Musk’s frustration is that every time Tesla shows Optimus doing something new – folding laundry, moving boxes, manipulating tools – the rest of the field pauses the video and treats it like a free blueprint. In a space where nobody has a decade-long head start and where AI software can be replicated far faster than hardware, he clearly believes secrecy is now an asset. Show too much, too early, and you risk giving your next big idea away to rivals with their own factories.
At the same time, Tesla doesn’t have the luxury of staying in stealth forever. Investors who have watched Tesla’s EV growth slow and margins get squeezed by price cuts are looking to Optimus as the next growth engine.

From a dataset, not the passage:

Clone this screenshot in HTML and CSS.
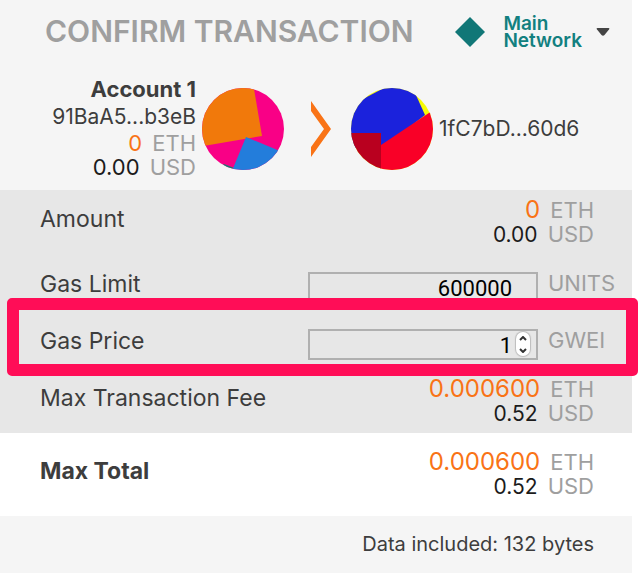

Musk has sketched a roadmap where Optimus V3 enters low-volume production this summer, ramps through 2026, and then hits high-volume output around 2027 as the Texas line comes online. Alongside that physical robot, he’s also been talking up a “Digital Optimus” – a joint Tesla–xAI project that uses Grok-style AI to automate knowledge work on computers – as if to say that this brand isn’t just about metal and motors.
There’s also a cultural shift happening inside Tesla. For years, the company’s identity was tied up in being the definitive EV maker: the company that convinced legacy car brands to go electric and then fought them head-on. Now, with Model S and Model X riding into what Musk called an “honorable discharge,” the center of gravity is moving from cars to robots and autonomous systems. The Fremont factory that once symbolized Tesla’s arrival as a real automaker is being quietly reimagined as a humanoid robot plant.
All of that context makes Musk’s “copycat” complaint feel less like a throwaway line and more like a tell. Tesla is no longer the only one playing the game it helped popularize, whether in EVs, autonomy, or now humanoid robotics. Boston Dynamics, Agility, Figure, Unitree, and others are showing that a wave of capable, specialized robots is already hitting the market. Tesla still has advantages – its vertically integrated supply chain, its in-house AI stack, and a global manufacturing footprint – but Optimus has to move from slide decks and stage demos to real, scalable production.
So Musk is threading a needle. He needs to show just enough to keep investors, customers, and talent excited – and to convince the market that Optimus really can be “bigger than cars.” But he also wants to hold back the details that competitors could clone before Tesla has a chance to flood the world with millions of its own robots. That’s why, for now, Optimus V3 is staying mostly behind the curtain, while the factory that will build it gets ripped apart and rebuilt around a bet that humanoids are the next iPhone moment – and that Tesla can get there first.